# Error estimates for the trapezoid rule

Say we require $$\left|\int_{a}^{b}f(x)dx - T_{n}\right| < 10^{-4}$$

where $T_{n}$ is the composite trapezoid rule with $n$ subintervals. To guarantee that $T_{n}$ satisfies this error bound, we know that $$\int_{a}^{b}f(x)dx - T_{n} = -\frac{h^{2}}{12}(b-a)f''(\eta)$$

for some $\eta \in [a,b]$. So $$\left|\int_{a}^{b}f(x)dx - T_{n}\right| \le \frac{h^{2}}{12}(b-a)\max_{\eta \in [a,b]}|f''(\eta)| = 10^{-4}$$

So given an interval and a function, we could solve for $h$ and obtain the $n$ required to guarantee this order of accuracy (assuming the subintervals have equal length). Is this the correct way to approach this problem?

## 1 Answer

This is correct.
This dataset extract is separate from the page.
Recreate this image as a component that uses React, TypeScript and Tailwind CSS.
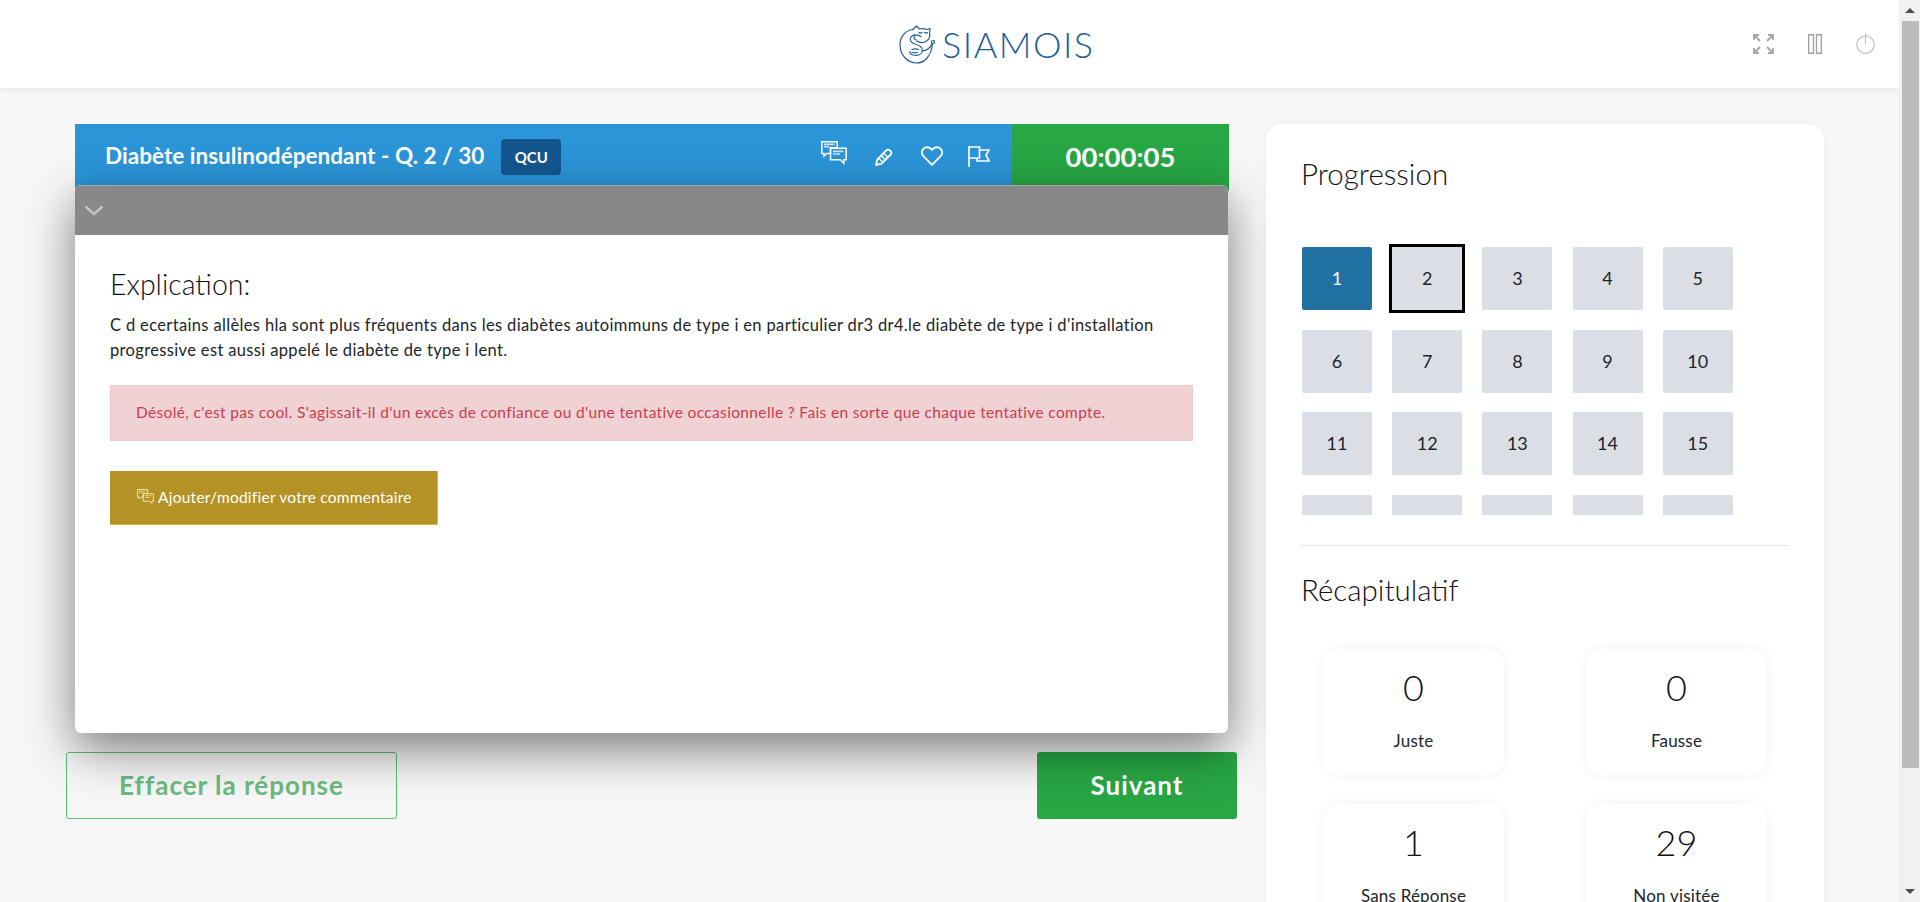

If you want to find the required $N$ directly, you could rewrite $h$ as $h = \frac{b - a}{N}$ (again assuming the subintervals have equal length). In applications, the $N$ you compute will likely be a real number, so you could round up to the nearest integer and take that as the number of subintervals.